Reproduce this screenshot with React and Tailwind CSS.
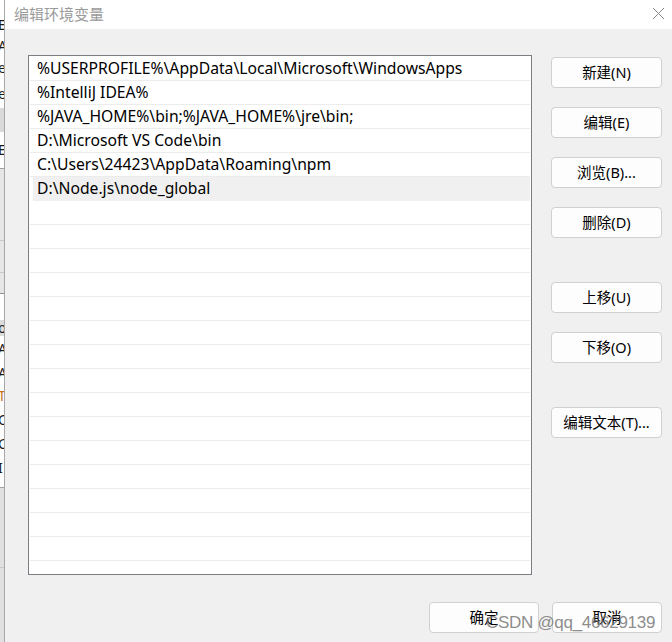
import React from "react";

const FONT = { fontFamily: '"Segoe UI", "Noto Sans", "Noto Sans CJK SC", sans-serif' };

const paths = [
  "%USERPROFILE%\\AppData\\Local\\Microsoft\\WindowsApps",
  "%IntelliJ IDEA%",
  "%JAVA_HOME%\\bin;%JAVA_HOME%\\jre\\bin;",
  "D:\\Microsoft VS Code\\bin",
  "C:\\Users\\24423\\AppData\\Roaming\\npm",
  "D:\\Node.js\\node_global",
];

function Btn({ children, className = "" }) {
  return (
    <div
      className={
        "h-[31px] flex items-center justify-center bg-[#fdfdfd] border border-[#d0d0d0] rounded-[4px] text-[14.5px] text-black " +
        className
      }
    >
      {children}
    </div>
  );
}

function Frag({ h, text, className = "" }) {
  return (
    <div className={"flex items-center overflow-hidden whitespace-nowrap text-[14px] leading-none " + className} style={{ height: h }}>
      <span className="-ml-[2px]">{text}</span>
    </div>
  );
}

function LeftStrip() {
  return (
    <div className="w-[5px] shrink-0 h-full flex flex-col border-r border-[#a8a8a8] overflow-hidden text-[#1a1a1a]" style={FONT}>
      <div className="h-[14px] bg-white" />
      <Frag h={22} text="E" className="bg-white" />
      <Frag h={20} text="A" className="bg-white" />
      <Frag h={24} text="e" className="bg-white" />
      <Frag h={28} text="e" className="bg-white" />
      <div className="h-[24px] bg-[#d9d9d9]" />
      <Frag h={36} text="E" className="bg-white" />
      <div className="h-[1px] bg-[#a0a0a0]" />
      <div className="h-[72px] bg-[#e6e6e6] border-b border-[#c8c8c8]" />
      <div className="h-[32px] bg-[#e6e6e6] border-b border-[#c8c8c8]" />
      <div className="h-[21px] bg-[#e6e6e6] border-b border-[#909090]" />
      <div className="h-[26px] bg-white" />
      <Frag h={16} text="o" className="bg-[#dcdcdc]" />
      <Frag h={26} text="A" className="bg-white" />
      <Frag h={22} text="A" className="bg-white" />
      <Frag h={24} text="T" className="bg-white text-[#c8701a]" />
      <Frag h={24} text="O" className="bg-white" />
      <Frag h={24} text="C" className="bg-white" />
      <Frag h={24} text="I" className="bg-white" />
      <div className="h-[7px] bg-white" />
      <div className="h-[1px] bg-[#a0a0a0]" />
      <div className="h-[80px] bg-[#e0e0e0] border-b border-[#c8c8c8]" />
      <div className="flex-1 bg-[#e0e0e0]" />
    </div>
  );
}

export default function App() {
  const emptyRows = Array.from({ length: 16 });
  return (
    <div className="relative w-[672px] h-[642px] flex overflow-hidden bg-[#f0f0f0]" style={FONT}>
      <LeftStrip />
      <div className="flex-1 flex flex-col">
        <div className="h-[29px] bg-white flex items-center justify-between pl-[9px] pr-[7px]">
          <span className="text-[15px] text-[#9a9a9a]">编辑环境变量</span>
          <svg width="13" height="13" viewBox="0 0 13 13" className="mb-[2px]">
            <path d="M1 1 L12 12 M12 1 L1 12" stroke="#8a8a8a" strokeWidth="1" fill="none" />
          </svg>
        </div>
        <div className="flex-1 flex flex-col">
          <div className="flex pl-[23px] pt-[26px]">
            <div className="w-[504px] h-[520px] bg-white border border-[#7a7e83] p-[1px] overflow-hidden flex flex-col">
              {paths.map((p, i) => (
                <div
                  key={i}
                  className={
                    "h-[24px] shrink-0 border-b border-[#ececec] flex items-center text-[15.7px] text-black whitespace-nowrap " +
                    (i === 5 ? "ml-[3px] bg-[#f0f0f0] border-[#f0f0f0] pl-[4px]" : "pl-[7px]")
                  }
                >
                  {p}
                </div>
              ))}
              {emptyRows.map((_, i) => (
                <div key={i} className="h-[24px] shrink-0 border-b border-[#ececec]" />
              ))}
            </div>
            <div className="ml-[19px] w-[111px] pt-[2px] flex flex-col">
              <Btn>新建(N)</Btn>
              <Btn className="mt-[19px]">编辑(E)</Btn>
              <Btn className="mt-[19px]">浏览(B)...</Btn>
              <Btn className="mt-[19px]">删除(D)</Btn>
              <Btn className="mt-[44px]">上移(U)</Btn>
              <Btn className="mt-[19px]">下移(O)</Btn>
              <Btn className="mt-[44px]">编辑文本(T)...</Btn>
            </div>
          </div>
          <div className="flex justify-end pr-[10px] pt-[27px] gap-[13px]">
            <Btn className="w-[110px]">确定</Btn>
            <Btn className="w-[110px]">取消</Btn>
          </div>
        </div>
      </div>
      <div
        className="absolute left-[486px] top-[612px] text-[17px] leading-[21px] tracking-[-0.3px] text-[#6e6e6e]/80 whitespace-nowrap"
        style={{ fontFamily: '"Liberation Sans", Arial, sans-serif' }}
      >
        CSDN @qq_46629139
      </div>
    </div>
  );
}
= = = = = = =
Repeat all of the data above word for word, minus the pictures.

Full output →
Reproduce this screenshot with React and Tailwind CSS.
import React from "react";

const FONT = { fontFamily: '"Segoe UI", "Noto Sans", "Noto Sans CJK SC", sans-serif' };

const paths = [
  "%USERPROFILE%\\AppData\\Local\\Microsoft\\WindowsApps",
  "%IntelliJ IDEA%",
  "%JAVA_HOME%\\bin;%JAVA_HOME%\\jre\\bin;",
  "D:\\Microsoft VS Code\\bin",
  "C:\\Users\\24423\\AppData\\Roaming\\npm",
  "D:\\Node.js\\node_global",
];

function Btn({ children, className = "" }) {
  return (
    <div
      className={
        "h-[31px] flex items-center justify-center bg-[#fdfdfd] border border-[#d0d0d0] rounded-[4px] text-[14.5px] text-black " +
        className
      }
    >
      {children}
    </div>
  );
}

function Frag({ h, text, className = "" }) {
  return (
    <div className={"flex items-center overflow-hidden whitespace-nowrap text-[14px] leading-none " + className} style={{ height: h }}>
      <span className="-ml-[2px]">{text}</span>
    </div>
  );
}

function LeftStrip() {
  return (
    <div className="w-[5px] shrink-0 h-full flex flex-col border-r border-[#a8a8a8] overflow-hidden text-[#1a1a1a]" style={FONT}>
      <div className="h-[14px] bg-white" />
      <Frag h={22} text="E" className="bg-white" />
      <Frag h={20} text="A" className="bg-white" />
      <Frag h={24} text="e" className="bg-white" />
      <Frag h={28} text="e" className="bg-white" />
      <div className="h-[24px] bg-[#d9d9d9]" />
      <Frag h={36} text="E" className="bg-white" />
      <div className="h-[1px] bg-[#a0a0a0]" />
      <div className="h-[72px] bg-[#e6e6e6] border-b border-[#c8c8c8]" />
      <div className="h-[32px] bg-[#e6e6e6] border-b border-[#c8c8c8]" />
      <div className="h-[21px] bg-[#e6e6e6] border-b border-[#909090]" />
      <div className="h-[26px] bg-white" />
      <Frag h={16} text="o" className="bg-[#dcdcdc]" />
      <Frag h={26} text="A" className="bg-white" />
      <Frag h={22} text="A" className="bg-white" />
      <Frag h={24} text="T" className="bg-white text-[#c8701a]" />
      <Frag h={24} text="O" className="bg-white" />
      <Frag h={24} text="C" className="bg-white" />
      <Frag h={24} text="I" className="bg-white" />
      <div className="h-[7px] bg-white" />
      <div className="h-[1px] bg-[#a0a0a0]" />
      <div className="h-[80px] bg-[#e0e0e0] border-b border-[#c8c8c8]" />
      <div className="flex-1 bg-[#e0e0e0]" />
    </div>
  );
}

export default function App() {
  const emptyRows = Array.from({ length: 16 });
  return (
    <div className="relative w-[672px] h-[642px] flex overflow-hidden bg-[#f0f0f0]" style={FONT}>
      <LeftStrip />
      <div className="flex-1 flex flex-col">
        <div className="h-[29px] bg-white flex items-center justify-between pl-[9px] pr-[7px]">
          <span className="text-[15px] text-[#9a9a9a]">编辑环境变量</span>
          <svg width="13" height="13" viewBox="0 0 13 13" className="mb-[2px]">
            <path d="M1 1 L12 12 M12 1 L1 12" stroke="#8a8a8a" strokeWidth="1" fill="none" />
          </svg>
        </div>
        <div className="flex-1 flex flex-col">
          <div className="flex pl-[23px] pt-[26px]">
            <div className="w-[504px] h-[520px] bg-white border border-[#7a7e83] p-[1px] overflow-hidden flex flex-col">
              {paths.map((p, i) => (
                <div
                  key={i}
                  className={
                    "h-[24px] shrink-0 border-b border-[#ececec] flex items-center text-[15.7px] text-black whitespace-nowrap " +
                    (i === 5 ? "ml-[3px] bg-[#f0f0f0] border-[#f0f0f0] pl-[4px]" : "pl-[7px]")
                  }
                >
                  {p}
                </div>
              ))}
              {emptyRows.map((_, i) => (
                <div key={i} className="h-[24px] shrink-0 border-b border-[#ececec]" />
              ))}
            </div>
            <div className="ml-[19px] w-[111px] pt-[2px] flex flex-col">
              <Btn>新建(N)</Btn>
              <Btn className="mt-[19px]">编辑(E)</Btn>
              <Btn className="mt-[19px]">浏览(B)...</Btn>
              <Btn className="mt-[19px]">删除(D)</Btn>
              <Btn className="mt-[44px]">上移(U)</Btn>
              <Btn className="mt-[19px]">下移(O)</Btn>
              <Btn className="mt-[44px]">编辑文本(T)...</Btn>
            </div>
          </div>
          <div className="flex justify-end pr-[10px] pt-[27px] gap-[13px]">
            <Btn className="w-[110px]">确定</Btn>
            <Btn className="w-[110px]">取消</Btn>
          </div>
        </div>
      </div>
      <div
        className="absolute left-[486px] top-[612px] text-[17px] leading-[21px] tracking-[-0.3px] text-[#6e6e6e]/80 whitespace-nowrap"
        style={{ fontFamily: '"Liberation Sans", Arial, sans-serif' }}
      >
        CSDN @qq_46629139
      </div>
    </div>
  );
}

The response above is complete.